Ces stations, à la fois si paisibles et si accueillantes, elle en avait vu des dizaines s'embraser sous ses yeux, exploser en une myriade de débris, éparpillant tout leur entrailles dans le vide spatial. Anaïs referma les yeux de dégoût tandis que ces scènes repassaient devant ses yeux. Quinze ans que ces images revenaient parfois la hanter. Mais au fond, qui parmi ceux qui avaient assisté à de telles horreurs, pouvait bien les oublier ?

«Vous allez bien, Madame? s'inquiéta une jeune fille à sa gauche, vous êtes pâle…

_Tout va bien, Mereditt, merci. Juste un petit malaise... »

Anaïs se força à regarder de nouveau la station. Tout semblait si calme, si tranquille à travers les surfaces vitrées. Dans cinq ans, le Siècle Universel célébrerait son premier centenaire dans la joie et l'allégresse, pansant ses blessures antérieures et oblitérant de sa mémoire le souvenir des drames passés.

L'ère des colonies spatiales avait certes résolu le problème de la surpopulation et ouvert de nouvelles perspectives à l'Humanité, de nouveaux champs d'exploration ; mais en contrepartie elle avait fourni de nouveaux terrains de conflits, autant idéologiques que politiques. En fait, rien n'avait vraiment changé ; les rapports de force entre les forts et les opprimés restaient à peu près identiques, seuls changeaient les proportions, les moyens utilisés et l'échelle, à présent à l'échelon stellaire. A croire que les hommes étaient voués à répéter sans cesse les mêmes erreurs, comme si le temps n'avait aucun emprise sur eux...
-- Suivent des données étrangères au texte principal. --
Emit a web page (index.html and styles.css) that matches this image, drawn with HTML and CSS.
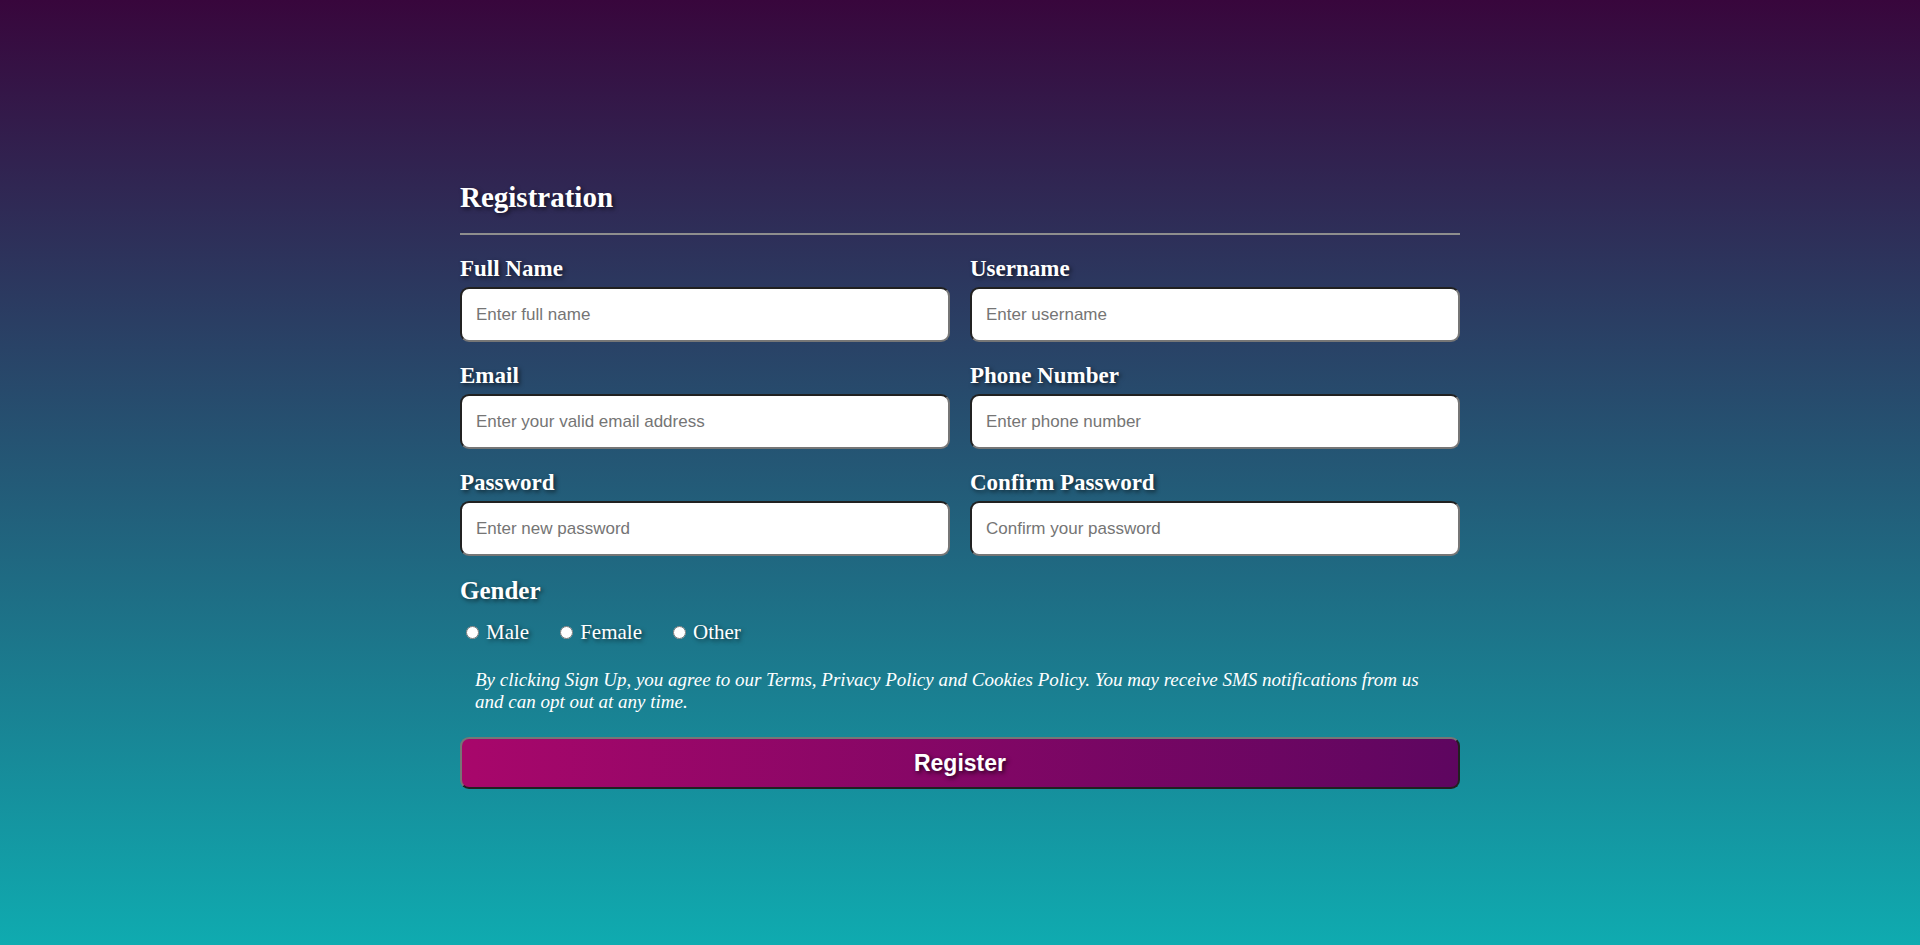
FILE: index.html
```html
<!DOCTYPE html>
<html lang="en">
<head>
<meta charset="utf-8">
<title>Registration</title>
<link rel="stylesheet" href="styles.css">
</head>
<body>
  <div class="container">
    <h2 class="title">Registration</h2>
    <div class="divider"></div>
    <form class="form">
      <div class="grid">
        <div class="field">
          <label class="label">Full Name</label>
          <input class="input" type="text" placeholder="Enter full name">
        </div>
        <div class="field">
          <label class="label">Username</label>
          <input class="input" type="text" placeholder="Enter username">
        </div>
        <div class="field">
          <label class="label">Email</label>
          <input class="input" type="text" placeholder="Enter your valid email address">
        </div>
        <div class="field">
          <label class="label">Phone Number</label>
          <input class="input" type="text" placeholder="Enter phone number">
        </div>
        <div class="field">
          <label class="label">Password</label>
          <input class="input" type="text" placeholder="Enter new password">
        </div>
        <div class="field">
          <label class="label">Confirm Password</label>
          <input class="input" type="text" placeholder="Confirm your password">
        </div>
      </div>
      <div class="gender-title">Gender</div>
      <div class="gender-options">
        <label class="option"><input class="radio" type="radio" name="gender">Male</label>
        <label class="option"><input class="radio" type="radio" name="gender">Female</label>
        <label class="option"><input class="radio" type="radio" name="gender">Other</label>
      </div>
      <p class="terms">By clicking Sign Up, you agree to our Terms, Privacy Policy and Cookies Policy. You may receive SMS notifications from us and can opt out at any time.</p>
      <button class="submit" type="button">Register</button>
    </form>
  </div>
</body>
</html>
```

FILE: styles.css
```css
html, body {
  margin: 0;
  padding: 0;
}

body {
  min-height: 100vh;
  background: linear-gradient(to bottom, #38063c 0%, #0fabb0 100%);
  font-family: "Liberation Serif", "Times New Roman", serif;
  color: #fff;
  box-sizing: border-box;
  padding-top: 181px;
}

.container {
  width: 1000px;
  margin: 0 auto;
}

.title {
  margin: 0 0 19px 0;
  font-size: 29px;
  font-weight: bold;
  line-height: 33px;
  text-shadow: 2px 2px 4px rgba(0, 0, 0, 0.6);
}

.divider {
  height: 2px;
  background: #8e8e8e;
  margin-bottom: 21px;
}

.form {
  margin: 0;
}

.grid {
  display: grid;
  grid-template-columns: 1fr 1fr;
  column-gap: 20px;
  row-gap: 21px;
}

.field {
  display: flex;
  flex-direction: column;
}

.label {
  font-size: 23px;
  font-weight: bold;
  line-height: 26px;
  margin-bottom: 5px;
  text-shadow: 2px 2px 4px rgba(0, 0, 0, 0.6);
}

.input {
  box-sizing: border-box;
  height: 55px;
  width: 100%;
  padding: 0 14px;
  border: 2px inset #767676;
  border-radius: 9px;
  background: #fff;
  font-family: "Liberation Sans", Arial, sans-serif;
  font-size: 17px;
  color: #000;
  outline: none;
}

.input::placeholder {
  color: #757575;
}

.gender-title {
  margin-top: 20px;
  font-size: 25px;
  font-weight: bold;
  line-height: 29px;
  text-shadow: 2px 2px 4px rgba(0, 0, 0, 0.6);
}

.gender-options {
  display: flex;
  align-items: center;
  gap: 25px;
  margin-top: 15px;
  height: 24px;
}

.option {
  display: flex;
  align-items: center;
  font-size: 21px;
  line-height: 24px;
  text-shadow: 2px 2px 4px rgba(0, 0, 0, 0.6);
}

.radio {
  width: 13px;
  height: 13px;
  margin: 0 7px 0 6px;
}

.terms {
  margin: 25px 0 0 0;
  padding: 0 15px;
  font-size: 19px;
  font-style: italic;
  line-height: 22px;
}

.submit {
  display: block;
  box-sizing: border-box;
  width: 100%;
  height: 52px;
  margin-top: 24px;
  border: 2px outset #767676;
  border-radius: 9px;
  background: linear-gradient(to right, #a8076b 0%, #5e0660 100%);
  color: #fff;
  font-family: "Liberation Sans", Arial, sans-serif;
  font-size: 23px;
  font-weight: bold;
  text-shadow: 2px 2px 4px rgba(0, 0, 0, 0.7);
  cursor: pointer;
}
```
Anaïs baissa les yeux sur le médaillon qui pendait à son cou et l'ouvrit. Il y avait deux photographies : à droite une récente, représentant un petit garçon de six ans, souriant, et qui en aurait bientôt seize. A gauche, une photo plus ancienne, jaunie, représentant un jeune homme dans sa vingtaine. Lentement, si lentement et si imperceptiblement qu'Anaïs même en fut surprise, une larme perla discrètement sur sa joue. Une larme unique, mais chargée de tant d'émotions, de tant de souvenirs, de tant de signification...

Une annonce vocale avertit les passagers de l'approche du spatioport de Swan Lake, la station 18 de Side-2. Anaïs fit mine de tourner la tête vers le hublot pour dissimuler son visage et boucla sa ceinture.